Si propagande il y avait, ce ne serait que juste retour des choses, par-dessus tout après l'humiliation, la malveillance et le mépris dont les figures féminines ont fait l'objet pendant tant de blockbusters. En réalité, ledit prosélytisme n'est qu'un matraquage en règle de tous les clichés. Grosses voitures, crânes rasés, lourds fusils, vestes en cuir : tout, ici, est androgyne. Y compris d'ailleurs la prise de décision, le chemin vers la rédemption et la renaissance : Max est totalement perdu, en position irrémissible de faiblesse, nettement inférieur à son alter-égo féminin. C'est à elle que la tâche d'acquérir sa confiance et de le relever d'entre les morts revient.
Sans toutefois approfondir longuement son étude intellectuelle (ce serait d'ailleurs dommage), le film distille quelques ébauches de réflexion enthousiasmantes, notamment sur le culte de la personnalité, l'oppression des peuples par les tyrans, les ressources naturelles (c'est le plus évident) voire même l'obscurantisme (osons). Le pitch lui-même repose sur un acte émancipateur, progressiste, qui refuse de laisser perpétuer des mœurs archaïques. Or oser l'acte ne constitue pas tâche aisée lorsque l'on fait partie d'une minorité. Survivre, courir après la liberté, échapper au despotisme : c'est le sort - tristement immuable - de tous les opprimés. C'est aussi ce que nous raconte in fine Fury Road.

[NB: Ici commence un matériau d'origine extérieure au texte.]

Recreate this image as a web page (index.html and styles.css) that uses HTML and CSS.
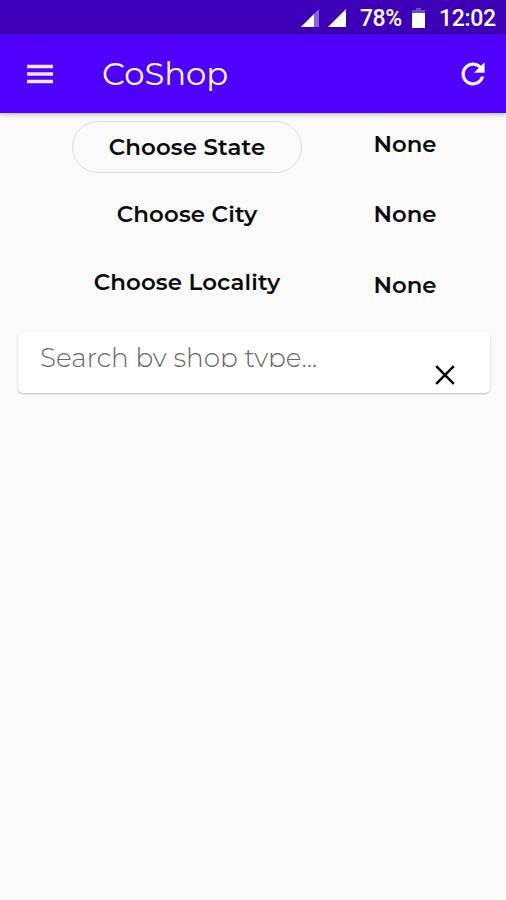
FILE: index.html
```html
<!DOCTYPE html>
<html lang="en">
<head>
<meta charset="utf-8">
<title>CoShop</title>
<link rel="stylesheet" href="styles.css">
</head>
<body>
<div class="status">
  <svg class="signal-one" width="18" height="18" viewBox="0 0 18 18"><path d="M0 18L18 0V18Z" fill="#8568d8"/><path d="M0 18L13 5V18Z" fill="#fff"/></svg>
  <svg class="signal-two" width="18" height="18" viewBox="0 0 18 18"><path d="M0 18L18 0V18Z" fill="#fff"/></svg>
  <span class="percent">78%</span>
  <svg class="battery" width="13" height="20" viewBox="0 0 13 20"><path d="M4 0H9V2H13V6H0V2H4Z" fill="#6c48cc"/><path d="M0 5H13V20H0Z" fill="#fff"/></svg>
  <span class="clock">12:02</span>
</div>
<header class="appbar">
  <svg class="menu" width="26" height="20" viewBox="0 0 26 20"><path d="M0 2.5H26M0 10H26M0 17.5H26" stroke="#eee6ff" stroke-width="3.6"/></svg>
  <h1 class="title">CoShop</h1>
  <svg class="refresh" width="34" height="34" viewBox="0 0 24 24"><path fill="#fff" stroke="#fff" stroke-width=".3" d="M17.65 6.35A7.96 7.96 0 0 0 12 4a8 8 0 1 0 7.73 10h-2.08A6 6 0 1 1 12 6c1.66 0 3.14.69 4.22 1.78L13 11h7V4z"/></svg>
</header>
<main>
  <section class="filters">
    <div class="choices">
      <button class="choice outlined">Choose State</button>
      <button class="choice">Choose City</button>
      <button class="choice">Choose Locality</button>
    </div>
    <div class="values">
      <span>None</span>
      <span>None</span>
      <span>None</span>
    </div>
  </section>
  <div class="search">
    <div class="hint">Search by shop type...</div>
    <svg class="clear" width="20" height="20" viewBox="0 0 20 20"><path d="M1.2 1.2L18.8 18.8M18.8 1.2L1.2 18.8" stroke="#000" stroke-width="2.5"/></svg>
  </div>
</main>
</body>
</html>
```
FILE: styles.css
```css
* { box-sizing: border-box; }
body {
  margin: 0;
  height: 900px;
  overflow: hidden;
  background: #fafafa;
  color: #0b0b0b;
  font-family: Montserrat, Inter, sans-serif;
}
svg { display: block; flex: none; }
.status {
  height: 34px;
  background: #3d00b8;
  color: #fff;
  display: flex;
  align-items: flex-start;
  padding-left: 301px;
  font: 500 23px/37px Roboto, sans-serif;
  white-space: nowrap;
}
.signal-one { margin-top: 9px; }
.signal-two { margin: 9px 0 0 9px; }
.percent { width: 42px; margin-left: 14px; letter-spacing: -.5px; }
.battery { margin: 8px 0 0 10px; }
.clock { margin-left: 14px; letter-spacing: -.3px; }
.appbar {
  height: 79px;
  background: #5000ff;
  color: #fff;
  display: flex;
  align-items: center;
  padding: 0 16px 0 27px;
  position: relative;
  box-shadow: 0 1px 5px rgba(0, 0, 0, .3);
}
.title {
  margin: 0 auto 0 49px;
  font-size: 32.3px;
  font-weight: 400;
  line-height: 38px;
}
.filters { display: flex; height: 219px; padding: 8px 0 0 72px; }
.choices { width: 230px; display: flex; flex-direction: column; gap: 15.3px; }
.choice {
  height: 52px;
  padding: 0;
  border: 1px solid transparent;
  border-radius: 26px;
  background: none;
  color: inherit;
  font: 600 22.9px/50px Montserrat, Inter, sans-serif;
  letter-spacing: .12px;
  white-space: nowrap;
}
.outlined { border-color: #dedede; }
.values {
  margin-left: 71.5px;
  padding-top: 3px;
  display: flex;
  flex-direction: column;
  gap: 30.3px;
  font-size: 22.8px;
  font-weight: 600;
  line-height: 40px;
}
.search {
  height: 61px;
  margin: 0 16px 0 18px;
  padding: 0 35px 0 22px;
  background: #fff;
  border-radius: 5px;
  box-shadow: 0 1px 2px rgba(0, 0, 0, .25);
  display: flex;
  justify-content: space-between;
}
.hint {
  height: 35px;
  overflow: hidden;
  color: #666;
  font-size: 26.3px;
  font-weight: 300;
  line-height: 53px;
}
.clear { margin-top: 33px; }
```
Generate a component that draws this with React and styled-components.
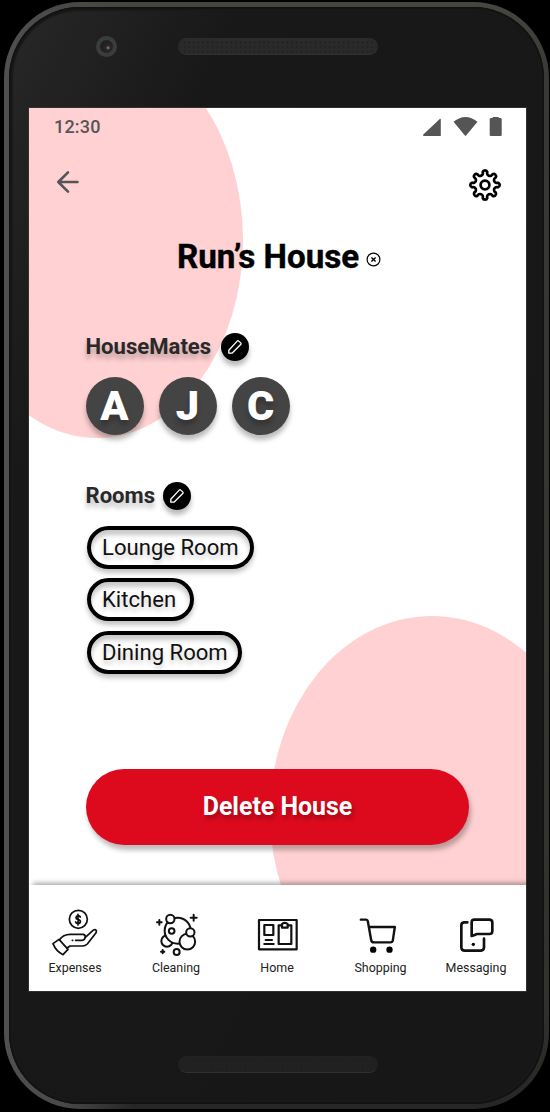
import React from "react";
import styled, { createGlobalStyle } from "styled-components";

const Global = createGlobalStyle`
  * { box-sizing: border-box; }
  body { margin: 0; background: #000; font-family: Roboto, "Liberation Sans", sans-serif; }
  svg { display: block; overflow: visible; flex: none; }
`;

const Page = styled.div`
  width: 550px;
  height: 1112px;
  padding: 2px 1px 3px 4px;
  background: #000;
  overflow: hidden;
`;

const Phone = styled.div`
  width: 545px;
  height: 1107px;
  padding: 5px;
  border-radius: 76px;
  background: linear-gradient(to right, #50504e 0, #484846 60px, transparent 130px),
    linear-gradient(to bottom, #464640 0, #383834 80px, #32322d 90%, #262624 100%);
`;

const Body = styled.div`
  height: 1097px;
  padding: 0 20px;
  border-radius: 71px;
  background: linear-gradient(115deg, #282828 0%, #181818 22%, #171717 100%);
  box-shadow: inset 0 0 3px 2px #101010, inset 0 0 0 4px #1d1d1d;
  display: flex;
  flex-direction: column;
`;

const Bezel = styled.div`
  height: ${(p) => p.$height}px;
  flex: none;
  display: grid;
  grid-template-columns: 149px 200px 1fr;
  align-items: start;
  padding-top: ${(p) => p.$top}px;
`;

const Camera = styled.div`
  width: 21px;
  height: 21px;
  margin: -2px 0 0 67px;
  border-radius: 50%;
  border: 4px solid #3b3d3d;
  background: radial-gradient(circle at 62% 60%, #75646c 0 1px, #2d262b 2px, #202022 6px);
`;

const Speaker = styled.div`
  grid-column: 2;
  height: 17px;
  border-radius: 9px;
  border: 1px solid ${(p) => (p.$dim ? "#222" : "#2c2c2c")};
  border-bottom-color: #303030;
  background: radial-gradient(circle, #1d1d1d 0 0.6px, transparent 1.2px) 3px 1px / 4.7px 4.7px,
    ${(p) => (p.$dim ? "#212121" : "#2a2a2a")};
`;

const Screen = styled.div`
  position: relative;
  width: 497px;
  height: 883px;
  flex: none;
  overflow: hidden;
  background: #fff;
  box-shadow: 0 0 0 1px #303030;
  display: flex;
  flex-direction: column;
`;

const Blob = styled.div`
  position: absolute;
  left: ${(p) => p.$x}px;
  top: ${(p) => p.$y}px;
  width: ${(p) => p.$w}px;
  height: ${(p) => p.$h}px;
  border-radius: 50%;
  background: #ffd1d3;
`;

const StatusBar = styled.div`
  position: relative;
  height: 36px;
  padding: 0 24px 0 25px;
  display: flex;
  align-items: center;
  justify-content: space-between;
  color: #555;
`;

const Time = styled.span`
  font-size: 18px;
  font-weight: 500;
  letter-spacing: 0.2px;
`;

const Toolbar = styled.div`
  position: relative;
  height: 81px;
  padding: 0 24px 0 27.5px;
  display: flex;
  align-items: center;
  justify-content: space-between;
`;

const IconButton = styled.button`
  padding: 0;
  border: 0;
  background: none;
  margin-top: ${(p) => p.$lift || 0}px;
`;

const Main = styled.main`
  position: relative;
  flex: 1;
  padding: 0 56.5px;
`;

const TitleRow = styled.div`
  height: 64px;
  padding-left: 91.5px;
  display: flex;
  align-items: center;
  gap: 6.5px;
`;

const Title = styled.h1`
  margin: 0;
  font-size: 33.2px;
  font-weight: 700;
  line-height: 40px;
  white-space: nowrap;
  -webkit-text-stroke: 0.4px #000;
`;

const SectionHead = styled.div`
  height: 28px;
  margin-top: ${(p) => p.$top}px;
  display: flex;
  align-items: center;
  gap: ${(p) => p.$gap}px;
`;

const SectionTitle = styled.h2`
  margin: -2px 0 0;
  font-size: 22.1px;
  font-weight: 700;
  line-height: 26px;
  color: #292929;
  text-shadow: 0 5px 5px rgba(0, 0, 0, 0.25);
`;

const EditButton = styled.button`
  width: 28px;
  height: 28px;
  padding: 0;
  border: 0;
  border-radius: 50%;
  background: #000;
  display: grid;
  place-items: center;
  box-shadow: 0 5px 5px rgba(0, 0, 0, 0.27);
`;

const Avatars = styled.div`
  margin-top: 16px;
  display: flex;
  gap: 15px;
`;

const Avatar = styled.div`
  width: 58px;
  height: 58px;
  border-radius: 50%;
  background: #444;
  color: #fff;
  font-size: 41.5px;
  font-weight: 900;
  line-height: 57px;
  text-align: center;
  box-shadow: 0 5px 5px rgba(0, 0, 0, 0.27);
  text-shadow: 0 5px 5px rgba(0, 0, 0, 0.25);
`;

const Rooms = styled.div`
  margin: 16px 0 0 1.5px;
  display: flex;
  flex-direction: column;
  align-items: flex-start;
  gap: 9.4px;
`;

const Room = styled.div`
  width: ${(p) => p.$width}px;
  height: 43px;
  padding: 0 11px;
  border: 4px solid #000;
  border-radius: 22px;
  font-size: 22.1px;
  line-height: 35px;
  color: #111;
  white-space: nowrap;
  text-shadow: 0 4px 4px rgba(0, 0, 0, 0.2);
  box-shadow: 0 4px 5px rgba(0, 0, 0, 0.24), inset 0 5px 5px rgba(0, 0, 0, 0.22);
`;

const DeleteButton = styled.button`
  display: block;
  width: 383px;
  height: 76px;
  margin-top: 95px;
  padding: 0 0 1px 1px;
  border: 0;
  border-radius: 38px;
  background: #dd0a1e;
  color: #fff;
  font: 700 24.9px Roboto, sans-serif;
  text-shadow: 2px 4px 4px rgba(0, 0, 0, 0.28);
  box-shadow: 2px 5px 5px rgba(0, 0, 0, 0.27);
`;

const Nav = styled.nav`
  position: relative;
  height: 106px;
  flex: none;
  background: #fff;
  padding-top: 23px;
  display: grid;
  grid-template-columns: 92px 110px 92px 115px 76px;
  box-shadow: 4px -2px 5px rgba(0, 0, 0, 0.35);
`;

const NavItem = styled.div`
  display: flex;
  flex-direction: column;
  align-items: center;
  gap: 5px;
  color: #222;
  font-size: 12.45px;
  line-height: 14px;
`;

const gearPath = (() => {
  const at = (deg, r = 13.2) => {
    const a = (deg * Math.PI) / 180;
    return `${(r * Math.cos(a)).toFixed(2)} ${(r * Math.sin(a)).toFixed(2)}`;
  };
  let d = `M${at(-10)}`;
  for (let i = 0; i < 8; i += 1) {
    d += `A2.4 2.4 0 0 1 ${at(i * 45 + 10)}A2.85 2.85 0 0 0 ${at(i * 45 + 35)}`;
  }
  return `${d}Z`;
})();

const GearIcon = () => (
  <svg width="34" height="34" viewBox="-17 -17 34 34" fill="none" stroke="#000" strokeWidth="2.7" strokeLinejoin="round">
    <path d={gearPath} />
    <circle r="4.4" />
  </svg>
);

const BackIcon = () => (
  <svg width="22" height="22" viewBox="0 0 22 22" fill="none" stroke="#555" strokeWidth="2.6" strokeLinecap="round" strokeLinejoin="round">
    <path d="M20.5 11H1.5M11 1.3 1.3 11l9.7 9.7" />
  </svg>
);

const StatusIcons = () => (
  <svg width="80" height="20" viewBox="-0.5 -0.5 80 20" fill="#555">
    <path d="M1.5 19.5C.5 19.5.1 18.8.8 18.1L17 2.7c.7-.7 1.3-.4 1.3.5v16.3z" />
    <path d="M31 5.2Q43-4.2 55 5.2L43.8 18.8q-.8 1-1.6 0z" />
    <path d="M70.2 1.4V.4h6v1h1.6c.9 0 1.4.6 1.4 1.4v15.4c0 .9-.5 1.4-1.4 1.4h-9.2c-.9 0-1.4-.5-1.4-1.4V2.8c0-.8.5-1.4 1.4-1.4z" />
  </svg>
);

const CloseSvg = styled.svg`
  margin-top: 5px;
`;

const CloseIcon = () => (
  <CloseSvg width="15" height="15" viewBox="0 0 15 15" fill="none" stroke="#000">
    <circle cx="7.5" cy="7.5" r="6.4" strokeWidth="1.2" />
    <path d="M5.4 5.4l4.2 4.2M9.6 5.4L5.4 9.6" strokeWidth="1.4" />
  </CloseSvg>
);

const PencilIcon = () => (
  <svg width="16" height="16" viewBox="0 0 16 16" fill="none" stroke="#fff" strokeWidth="1.3" strokeLinejoin="round">
    <path d="M1.8 14.2V11.2L10.2 2.1Q11 1.3 11.8 2.1L13.7 3.9Q14.5 4.7 13.7 5.5L5 14.2Z" />
  </svg>
);

const NavIcon = ({ x, width = 5, children }) => (
  <svg width="48" height="48" viewBox={`${x} 54 144 144`} fill="none" stroke="#111" strokeWidth={width} strokeLinecap="round" strokeLinejoin="round">
    {children}
  </svg>
);

const ExpensesIcon = () => (
  <NavIcon x={63} width={5.2}>
    <circle cx="145" cy="88" r="27" />
    <path d="M151 81Q149 77 144 77Q138 78 138 83Q138 87 145 89Q152 91 151 96Q150 101 144 101Q138 100 137 96M144 73V105" />
    <path d="M69 161L87 148L114 178L99 194Q78 184 69 161Z" />
    <path d="M88 150Q99 133 121 133H159Q166 134 166 140Q165 150 156 151H137M166 142L189 121Q196 116 199 122Q200 125 197 130L172 162Q166 168 157 168H120L111 174M127 151H128" />
  </NavIcon>
);

const CleaningIcon = () => (
  <NavIcon x={366} width={6}>
    <g fill="#fff">
      <circle cx="411" cy="153" r="17" />
      <circle cx="443" cy="122" r="39" />
      <circle cx="421" cy="87" r="12.5" />
      <circle cx="472" cy="155" r="23.5" />
      <circle cx="481" cy="127" r="12.5" />
      <circle cx="425" cy="123" r="8.5" />
      <circle cx="440" cy="186" r="9" />
    </g>
    <path d="M388 90V104M381 97H395M491 74V92M482 83H500M398 180V190M393 185H403" />
  </NavIcon>
);

const HomeIcon = () => (
  <NavIcon x={69} width={6.6}>
    <rect x="87" y="90" width="113" height="88" />
    <rect x="103" y="105" width="27" height="30" />
    <path d="M107 150H126M103 162H131M155 106H146V162H184V106H174" />
    <path d="M156 102Q164 95 173 102V113H156Z" />
  </NavIcon>
);

const ShoppingIcon = () => (
  <NavIcon x={379.5} width={7.2}>
    <path d="M391 89H407Q411 89 412 94L422 150Q423 157 430 157H480Q486 157 487 151L493 111H417" />
    <g fill="#000" stroke="none">
      <circle cx="428" cy="179" r="9.5" />
      <circle cx="477" cy="179" r="9.5" />
    </g>
  </NavIcon>
);

const MessagingIcon = () => (
  <NavIcon x={666} width={8}>
    <path d="M712 97H702Q694 98 694 106V173Q695 182 704 182H753Q761 181 762 173V146" />
    <path d="M725 138V97Q725 89 733 89H779Q787 90 787 98V124Q786 132 778 132H742Q739 132 736 134Z" />
    <circle cx="730" cy="163" r="5" fill="#000" stroke="none" />
  </NavIcon>
);

const rooms = [
  ["Lounge Room", 167],
  ["Kitchen", 107],
  ["Dining Room", 155],
];

const tabs = [
  ["Expenses", ExpensesIcon],
  ["Cleaning", CleaningIcon],
  ["Home", HomeIcon],
  ["Shopping", ShoppingIcon],
  ["Messaging", MessagingIcon],
];

export default function App() {
  return (
    <Page>
      <Global />
      <Phone>
        <Body>
          <Bezel $height={101} $top={31}>
            <Camera />
            <Speaker />
          </Bezel>
          <Screen>
            <Blob $x={-78} $y={-66} $w={292} $h={396} />
            <Blob $x={241} $y={508} $w={324} $h={396} />
            <StatusBar>
              <Time>12:30</Time>
              <StatusIcons />
            </StatusBar>
            <Toolbar>
              <IconButton $lift={-6} aria-label="Back"><BackIcon /></IconButton>
              <IconButton aria-label="Settings"><GearIcon /></IconButton>
            </Toolbar>
            <Main>
              <TitleRow>
                <Title>Run’s House</Title>
                <CloseIcon />
              </TitleRow>
              <SectionHead $top={44} $gap={9.5}>
                <SectionTitle>HouseMates</SectionTitle>
                <EditButton aria-label="Edit housemates"><PencilIcon /></EditButton>
              </SectionHead>
              <Avatars>
                {["A", "J", "C"].map((name) => <Avatar key={name}>{name}</Avatar>)}
              </Avatars>
              <SectionHead $top={47} $gap={7.5}>
                <SectionTitle>Rooms</SectionTitle>
                <EditButton aria-label="Edit rooms"><PencilIcon /></EditButton>
              </SectionHead>
              <Rooms>
                {rooms.map(([room, width]) => <Room key={room} $width={width}>{room}</Room>)}
              </Rooms>
              <DeleteButton>Delete House</DeleteButton>
            </Main>
            <Nav>
              {tabs.map(([label, Icon]) => (
                <NavItem key={label}><Icon />{label}</NavItem>
              ))}
            </Nav>
          </Screen>
          <Bezel $height={113} $top={65}>
            <Speaker $dim />
          </Bezel>
        </Body>
      </Phone>
    </Page>
  );
}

Mais l'on commence véritablement à digresser, et la digression n'est en rien profitable à Mad Max. Car le film (se) vit avant-tout comme une chorégraphie visuelle dantesque, où, à chaque instant, cède au spectateur la peur de laisser passer sous ses yeux quelque chose d'épique sans en profiter pleinement. La crainte se dissipe pourtant presque aussitôt que l'on y songe, et pour peu que l'on s'arrête à contempler la superbe imagerie (très, très peu numérique) de John Seale. Les paysages (cette Australie méconnaissable), la mise en scène (contenant un nombre de plans étourdissant), le montage (épileptique à souhait), les jeux de lumières, de contrastes, de couleurs : tout était conçu pour donner lieu à un trajet de deux heures pleines tout à la fois violent, vibrant et virtuose. Au bout du compte, c'est sur le tard, lors de cette dernière demi-heure ébahissante, renversante et insensée, que la jouissance visuelle éclot enfin ; à cet instant, le film s'envole littéralement, musicalement, tutoyant les cieux pour un moment, assurément l'un des plus beaux que le cinéma ait eu à nous offrir cette année.
En football, durant les années 1970, on a parlé, pour qualifier le jeu du FC Barcelone ou de l'Ajax Amsterdam, de "football total". L'expression reposait sur le jeu offensif que ces équipes pratiquaient, un jeu basé sur le mouvement constant et la plénitude durable de toutes les forces de l'équipe. Il conviendra désormais de désigner, toutes proportions gardées, Mad Max: Fury Road comme une (parmi les rares) expérience de cinéma total, dans la mesure où celle-ci use de tous les plans, de tous les instants, de toutes les scènes pour nous offrir la quintessence du film d'action. Et la maestria de son auteur de briller de mille feux, pour se placer infiniment au-dessus de toutes les autres superproductions de l'année.